Moscow no longer recognises, as it used to do in the 90s, that the principal
dangers to Russia's security do not come from the West, and are not that
different from those perceived by Western countries as directed against their
security too.
5. The Russia-EU relationship is in principle easier than that
between Russia and NATO. But again, the record is disappointing.
• The EU is committed
under the existing Partnership and Cooperation Agreement (PCA) to working with
Russia on the basis among other things of democratic principles and Human
Rights. Prime Minister Putin's angry reaction when the EU Commission President
mentioned violence against journalists and human rights workers at their press
conference on 6 February told again of a difference in view.
• Moscow's negotiating
style is intransigent, and the Russians do not take the EU seriously when it
comes to the harsher politics of interstate relations.
• The EU still needs to
develop a common strategy in the critical sphere of energy, or at least some
common understanding of what might underpin such a strategy.
6. It may of course be that in negotiating a new PCA, and in
developing its ideas for its proposed Eastern Partnership, the European Union
will arrive at a more coherent approach, which will encourage the Russians to
take it more seriously. Russian entry into the WTO would help in that process
if Russia were to hold to its WTO commitments and its WTO colleagues were to
ensure that it did. But the record so far suggests that while the EU is good at
approaching complex issues from the ground of wide principle, it is less effective at the hard graft of
detailed work needed to underpin those principles - and Moscow is able to do
what it does so well, and so understandably, which is to select issues of
concrete interest, and in so doing to set others' agendas for them.
7. The UK has
a bad intergovernmental relationship with Russia, as it has had before. The
British can stand proxy for the Americans, and have been staunch supporters of
NATO. We differed from the Russians over Kosovo, and Iraq. The British judicial
system has defended the rights of those granted asylum. We cannot ignore
assassination on our territory. Moscow has had other gripes in the past, and
may well have others in the future. But none of this has prevented the UK from
having a close and many textured relationship with Russia outside the
intergovernmental framework. There is a wider lesson here: looking at the
issues of defence and international relations can obscure the realities of our
other mutual interests. Russia is more than its governing elite. There are
those in Russia that look to Britain to live up to its values.
8. Russia's
present rulers will have difficult choices to make in 2009. Introducing a
review by some of Russia's most distinguished economists and social analysts on
9 February the lead editor referred to fundamental flaws in Russia's economy;
remarked that his country was running out of time to retune that economy so as
to enable a "new quality" of post-crisis growth; and said that ballooning state
involvement in the economy, the propping up of ineffective businesses and the
atrophy of market institutions presented major risks. The editor spoke the
truth. The problem for the present order of things in Russia is that too many
powerful Russians would lose from a choice of the changes, including the
changes in the structures of power, implicit in a return towards liberal reform
- and a more devolved, accountable and independently managed system is needed
for a "new quality" to be introduced. If such men of power continue to resist,
internal controls will probably be tightened still further. That would be risky
as well as unpleasant. But Russia has now no tested machinery with which to
manage change. The possibility is there of a major political crisis compounding
already serious economic stress.
9. Predicting
how Russian foreign and defence policies will evolve over the next year, let
alone longer, is in these circumstances problematic. Russia's apparent
international success has been a source of pride to its leaders and added to
their credibility with their people. Domestic stress will probably, in the near
term at least, increase Moscow's efforts to build up its influence over its
ex-Soviet neighbourhood, and foster its irritable attitude towards the West.

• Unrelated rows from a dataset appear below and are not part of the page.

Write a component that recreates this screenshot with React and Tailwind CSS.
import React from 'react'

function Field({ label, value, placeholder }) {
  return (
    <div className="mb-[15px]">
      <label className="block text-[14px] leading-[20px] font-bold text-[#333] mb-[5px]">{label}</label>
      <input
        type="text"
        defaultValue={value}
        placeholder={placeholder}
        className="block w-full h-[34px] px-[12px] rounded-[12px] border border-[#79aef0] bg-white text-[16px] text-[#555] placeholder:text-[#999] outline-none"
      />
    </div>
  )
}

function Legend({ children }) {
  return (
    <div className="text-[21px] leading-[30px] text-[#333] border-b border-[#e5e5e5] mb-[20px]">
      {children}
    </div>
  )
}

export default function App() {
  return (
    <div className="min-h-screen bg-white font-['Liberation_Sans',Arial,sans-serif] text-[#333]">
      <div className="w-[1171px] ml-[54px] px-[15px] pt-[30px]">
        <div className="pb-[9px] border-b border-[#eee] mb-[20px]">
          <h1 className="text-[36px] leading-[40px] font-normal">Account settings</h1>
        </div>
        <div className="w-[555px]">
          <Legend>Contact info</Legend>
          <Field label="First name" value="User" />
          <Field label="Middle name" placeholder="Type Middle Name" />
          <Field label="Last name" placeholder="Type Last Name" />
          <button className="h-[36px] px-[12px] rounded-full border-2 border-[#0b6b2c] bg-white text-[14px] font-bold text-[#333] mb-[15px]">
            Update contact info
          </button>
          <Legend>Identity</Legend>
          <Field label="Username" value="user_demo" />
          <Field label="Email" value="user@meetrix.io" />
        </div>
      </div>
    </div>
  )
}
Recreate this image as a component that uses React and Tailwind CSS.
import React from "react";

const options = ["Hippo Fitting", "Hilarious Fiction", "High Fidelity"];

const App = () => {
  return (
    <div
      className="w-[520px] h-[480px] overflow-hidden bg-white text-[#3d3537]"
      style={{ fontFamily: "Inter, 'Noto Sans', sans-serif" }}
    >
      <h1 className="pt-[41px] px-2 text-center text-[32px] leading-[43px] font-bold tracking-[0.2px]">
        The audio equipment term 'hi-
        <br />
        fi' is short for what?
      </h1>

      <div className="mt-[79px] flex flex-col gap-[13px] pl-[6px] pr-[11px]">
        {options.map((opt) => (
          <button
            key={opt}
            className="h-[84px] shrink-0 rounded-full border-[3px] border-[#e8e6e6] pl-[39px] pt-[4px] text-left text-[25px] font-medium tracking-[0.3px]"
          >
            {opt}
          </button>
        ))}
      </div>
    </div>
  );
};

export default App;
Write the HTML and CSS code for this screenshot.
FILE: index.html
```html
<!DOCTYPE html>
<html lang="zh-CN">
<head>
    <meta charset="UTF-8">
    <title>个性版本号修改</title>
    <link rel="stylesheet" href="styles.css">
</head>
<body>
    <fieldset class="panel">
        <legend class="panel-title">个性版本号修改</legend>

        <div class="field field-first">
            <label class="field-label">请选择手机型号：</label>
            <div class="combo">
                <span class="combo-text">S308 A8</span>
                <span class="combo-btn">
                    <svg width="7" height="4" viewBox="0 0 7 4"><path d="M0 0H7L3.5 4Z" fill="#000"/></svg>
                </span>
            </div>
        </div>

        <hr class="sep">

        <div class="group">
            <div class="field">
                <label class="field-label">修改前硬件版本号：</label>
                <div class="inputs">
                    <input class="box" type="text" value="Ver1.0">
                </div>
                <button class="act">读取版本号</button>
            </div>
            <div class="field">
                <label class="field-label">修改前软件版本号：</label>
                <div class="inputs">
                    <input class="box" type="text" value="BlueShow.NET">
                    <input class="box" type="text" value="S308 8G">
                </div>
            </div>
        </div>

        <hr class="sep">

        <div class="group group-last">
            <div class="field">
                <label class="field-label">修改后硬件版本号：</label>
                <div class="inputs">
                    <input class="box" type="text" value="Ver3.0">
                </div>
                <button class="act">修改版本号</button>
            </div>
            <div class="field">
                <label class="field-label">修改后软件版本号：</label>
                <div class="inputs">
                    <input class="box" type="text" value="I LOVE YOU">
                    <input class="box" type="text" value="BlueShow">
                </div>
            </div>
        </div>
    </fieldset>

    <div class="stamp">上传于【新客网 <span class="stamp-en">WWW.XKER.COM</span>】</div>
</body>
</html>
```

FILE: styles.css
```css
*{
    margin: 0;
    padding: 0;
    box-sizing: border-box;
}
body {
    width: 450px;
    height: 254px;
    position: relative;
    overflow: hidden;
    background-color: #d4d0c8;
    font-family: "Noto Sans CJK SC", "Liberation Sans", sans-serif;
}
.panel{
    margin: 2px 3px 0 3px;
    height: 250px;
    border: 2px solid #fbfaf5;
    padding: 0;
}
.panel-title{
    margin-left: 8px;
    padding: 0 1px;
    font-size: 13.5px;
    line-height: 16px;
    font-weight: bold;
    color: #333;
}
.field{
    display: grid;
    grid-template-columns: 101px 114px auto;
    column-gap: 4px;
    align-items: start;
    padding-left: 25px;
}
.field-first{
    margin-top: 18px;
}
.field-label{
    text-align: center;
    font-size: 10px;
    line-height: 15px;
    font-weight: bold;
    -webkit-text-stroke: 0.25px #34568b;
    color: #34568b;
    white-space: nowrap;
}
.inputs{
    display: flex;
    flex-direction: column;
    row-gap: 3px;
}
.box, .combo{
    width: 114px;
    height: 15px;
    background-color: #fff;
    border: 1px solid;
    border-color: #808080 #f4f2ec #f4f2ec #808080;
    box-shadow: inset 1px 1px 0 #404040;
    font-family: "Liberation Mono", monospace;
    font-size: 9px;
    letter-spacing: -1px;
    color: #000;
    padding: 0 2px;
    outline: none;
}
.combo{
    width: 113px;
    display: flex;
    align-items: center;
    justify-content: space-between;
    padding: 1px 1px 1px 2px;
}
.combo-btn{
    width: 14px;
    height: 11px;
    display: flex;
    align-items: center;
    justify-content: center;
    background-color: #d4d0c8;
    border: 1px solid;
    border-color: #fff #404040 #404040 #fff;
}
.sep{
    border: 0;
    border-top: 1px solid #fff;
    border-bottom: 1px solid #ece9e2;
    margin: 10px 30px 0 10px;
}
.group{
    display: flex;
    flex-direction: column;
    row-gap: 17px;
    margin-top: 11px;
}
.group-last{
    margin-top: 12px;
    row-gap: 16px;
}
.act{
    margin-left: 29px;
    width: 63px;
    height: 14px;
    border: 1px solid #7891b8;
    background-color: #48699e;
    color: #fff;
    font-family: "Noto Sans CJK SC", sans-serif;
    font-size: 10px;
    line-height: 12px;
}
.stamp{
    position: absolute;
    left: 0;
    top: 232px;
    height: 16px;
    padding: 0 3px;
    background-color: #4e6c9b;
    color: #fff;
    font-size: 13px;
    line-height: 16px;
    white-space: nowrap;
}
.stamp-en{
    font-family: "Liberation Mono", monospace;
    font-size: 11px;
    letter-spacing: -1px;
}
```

That would be more likely to persist if the Russian authorities chose to deal
with their economic and social problems by tightening their internal controls.
It is in any case hard enough for any leadership or individual leader in power
for almost a decade to admit that different attitudes would be wise. Moscow's
encouragement of Kyrgyzstan to close the US base there, its provision of money
to Belarus for a unified air defence system, and reported decision with its
"Collective Treaty Security Organization" colleagues to set up a rapid reaction
force are all recent indications of continuity. It is questionable if any of
them add to Russia's real security.
10. The rest
of us have no choice but to live with uncertainty as to how Russia will now
change, and how or when that will affect her attitude towards the outside
world. The UK will no doubt also have to live with differing ideas among EU and
NATO colleagues as to what is happening in Russia, and what our attitudes
towards that should be. Patience and confidence will be necessary. There is no
need for us to be short of either, though division and irresolution have marked
us before. There is no reason, just because the present Russian establishment
has a distorted and suspicious view of the outside world, and the West in
particular, that we should reciprocate. Russian policies towards Ukraine and
the Baltic States, in the Caucasus and in Central Asia will need careful
attention. It will be right to work with the Russians in the WTO context, the
Council of Europe, the United Nations and so on, while also making sure that we
understand each other properly, and stick to a common rulebook. We have strong
business interests in common. And there is work to do on energy security.
11. It will
also be right, lastly, to track Russia's efforts at military reform closely and
even sympathetically. The Russian Armed Forces are large but ramshackle. They
are in the aggregate no match for NATO, though capable as Georgia demonstrated
of bringing force to bear on vulnerable points. The Russians have their doubts
as to the resolution of others including NATO to resist such ventures, and have
spoken of their right to defend their nationals abroad. Quite what they mean by
that is unclear, but there are implications which the Russian authorities have
not dismissed for instance for Ukraine and the Baltic States. Both President Medvedev
and Prime Minister Putin have favoured increased defence expenditure. But those
increases will not match the cost of replacing obsolescent equipment, or be
sufficient to bring about the reform of the military espoused by Defence
Minister Serdyukhov. A more tightly organized and smaller Russian military
might, always provided that we can get the wider agenda in better shape, well
be easier for the rest of us to work with.